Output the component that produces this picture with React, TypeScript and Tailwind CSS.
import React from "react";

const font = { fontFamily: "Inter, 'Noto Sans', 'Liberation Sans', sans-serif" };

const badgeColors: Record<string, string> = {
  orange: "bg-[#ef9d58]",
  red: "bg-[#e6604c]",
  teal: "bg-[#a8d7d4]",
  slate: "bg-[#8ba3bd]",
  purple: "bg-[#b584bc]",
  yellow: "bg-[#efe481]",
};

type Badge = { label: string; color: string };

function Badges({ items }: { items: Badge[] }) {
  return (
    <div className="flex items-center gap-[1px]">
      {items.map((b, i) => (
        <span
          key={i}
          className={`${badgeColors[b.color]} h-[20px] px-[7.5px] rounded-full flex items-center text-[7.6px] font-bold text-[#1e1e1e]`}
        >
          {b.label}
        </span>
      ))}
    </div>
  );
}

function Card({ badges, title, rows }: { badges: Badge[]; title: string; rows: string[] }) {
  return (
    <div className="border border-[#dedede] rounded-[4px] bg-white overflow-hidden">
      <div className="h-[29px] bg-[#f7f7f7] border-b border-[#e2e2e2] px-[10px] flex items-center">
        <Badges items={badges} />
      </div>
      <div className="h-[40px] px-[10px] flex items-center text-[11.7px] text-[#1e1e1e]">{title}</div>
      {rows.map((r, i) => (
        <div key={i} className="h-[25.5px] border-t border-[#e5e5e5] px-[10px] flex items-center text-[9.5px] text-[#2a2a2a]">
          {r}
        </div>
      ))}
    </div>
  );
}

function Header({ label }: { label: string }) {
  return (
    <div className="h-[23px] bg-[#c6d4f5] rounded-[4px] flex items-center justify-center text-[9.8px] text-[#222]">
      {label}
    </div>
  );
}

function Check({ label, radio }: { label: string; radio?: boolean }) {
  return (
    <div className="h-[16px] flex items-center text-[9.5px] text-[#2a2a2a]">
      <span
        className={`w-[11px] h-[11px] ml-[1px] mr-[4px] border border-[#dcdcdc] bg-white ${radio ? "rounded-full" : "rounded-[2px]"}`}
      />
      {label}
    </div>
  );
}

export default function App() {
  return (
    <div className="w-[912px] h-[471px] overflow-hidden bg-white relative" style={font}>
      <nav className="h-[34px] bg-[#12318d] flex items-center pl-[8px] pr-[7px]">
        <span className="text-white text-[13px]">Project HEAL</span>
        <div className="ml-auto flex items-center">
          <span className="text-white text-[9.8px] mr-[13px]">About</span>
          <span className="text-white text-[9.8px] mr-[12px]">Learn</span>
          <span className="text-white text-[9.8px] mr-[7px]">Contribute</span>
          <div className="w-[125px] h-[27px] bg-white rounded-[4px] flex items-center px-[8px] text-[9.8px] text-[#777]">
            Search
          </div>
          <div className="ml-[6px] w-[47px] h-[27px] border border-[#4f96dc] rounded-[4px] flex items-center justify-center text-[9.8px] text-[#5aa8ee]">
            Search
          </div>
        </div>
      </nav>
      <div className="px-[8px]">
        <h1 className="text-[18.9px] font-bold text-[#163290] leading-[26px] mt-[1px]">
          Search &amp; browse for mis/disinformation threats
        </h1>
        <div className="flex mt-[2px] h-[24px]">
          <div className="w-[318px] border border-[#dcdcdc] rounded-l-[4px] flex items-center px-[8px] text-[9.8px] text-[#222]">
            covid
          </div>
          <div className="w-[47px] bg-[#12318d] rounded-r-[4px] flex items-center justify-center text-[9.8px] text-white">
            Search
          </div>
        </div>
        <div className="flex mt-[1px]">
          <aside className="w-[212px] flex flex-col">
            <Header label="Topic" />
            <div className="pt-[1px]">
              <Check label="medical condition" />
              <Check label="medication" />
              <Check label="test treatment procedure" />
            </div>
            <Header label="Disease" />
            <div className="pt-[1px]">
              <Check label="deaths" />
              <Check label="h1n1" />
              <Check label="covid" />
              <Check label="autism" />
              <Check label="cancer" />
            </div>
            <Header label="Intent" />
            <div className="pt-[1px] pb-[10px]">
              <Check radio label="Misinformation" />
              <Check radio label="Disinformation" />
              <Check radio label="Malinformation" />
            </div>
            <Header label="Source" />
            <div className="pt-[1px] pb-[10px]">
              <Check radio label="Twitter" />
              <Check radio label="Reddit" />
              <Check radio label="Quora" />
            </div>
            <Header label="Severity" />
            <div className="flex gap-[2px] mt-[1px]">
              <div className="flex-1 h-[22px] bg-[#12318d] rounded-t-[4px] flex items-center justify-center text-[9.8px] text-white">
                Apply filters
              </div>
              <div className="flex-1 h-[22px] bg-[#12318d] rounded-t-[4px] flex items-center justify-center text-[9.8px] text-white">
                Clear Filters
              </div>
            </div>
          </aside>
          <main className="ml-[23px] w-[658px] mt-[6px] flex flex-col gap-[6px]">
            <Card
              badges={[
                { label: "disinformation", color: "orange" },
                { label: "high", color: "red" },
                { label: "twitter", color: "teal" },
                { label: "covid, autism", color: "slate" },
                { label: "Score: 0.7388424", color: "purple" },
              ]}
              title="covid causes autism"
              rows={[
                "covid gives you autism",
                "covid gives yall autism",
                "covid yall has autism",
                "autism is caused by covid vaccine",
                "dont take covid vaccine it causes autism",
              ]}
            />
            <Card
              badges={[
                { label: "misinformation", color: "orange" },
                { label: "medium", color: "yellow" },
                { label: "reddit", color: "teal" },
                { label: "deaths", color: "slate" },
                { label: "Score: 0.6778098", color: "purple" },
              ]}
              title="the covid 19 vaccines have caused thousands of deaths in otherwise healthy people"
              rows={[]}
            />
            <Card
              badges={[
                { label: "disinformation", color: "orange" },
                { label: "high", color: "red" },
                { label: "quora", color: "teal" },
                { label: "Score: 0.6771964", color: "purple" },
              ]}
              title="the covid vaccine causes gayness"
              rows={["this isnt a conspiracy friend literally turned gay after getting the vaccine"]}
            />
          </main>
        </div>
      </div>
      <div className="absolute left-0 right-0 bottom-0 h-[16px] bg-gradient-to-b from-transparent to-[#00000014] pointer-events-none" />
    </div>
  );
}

__________________________________________________

Only the lines from the beginning of the material to the line containing "string; color: string" should be echoed, verbatim and in full.

» FULL SOLUTION
Output the component that produces this picture with React, TypeScript and Tailwind CSS.
import React from "react";

const font = { fontFamily: "Inter, 'Noto Sans', 'Liberation Sans', sans-serif" };

const badgeColors: Record<string, string> = {
  orange: "bg-[#ef9d58]",
  red: "bg-[#e6604c]",
  teal: "bg-[#a8d7d4]",
  slate: "bg-[#8ba3bd]",
  purple: "bg-[#b584bc]",
  yellow: "bg-[#efe481]",
};

type Badge = { label: string; color: string };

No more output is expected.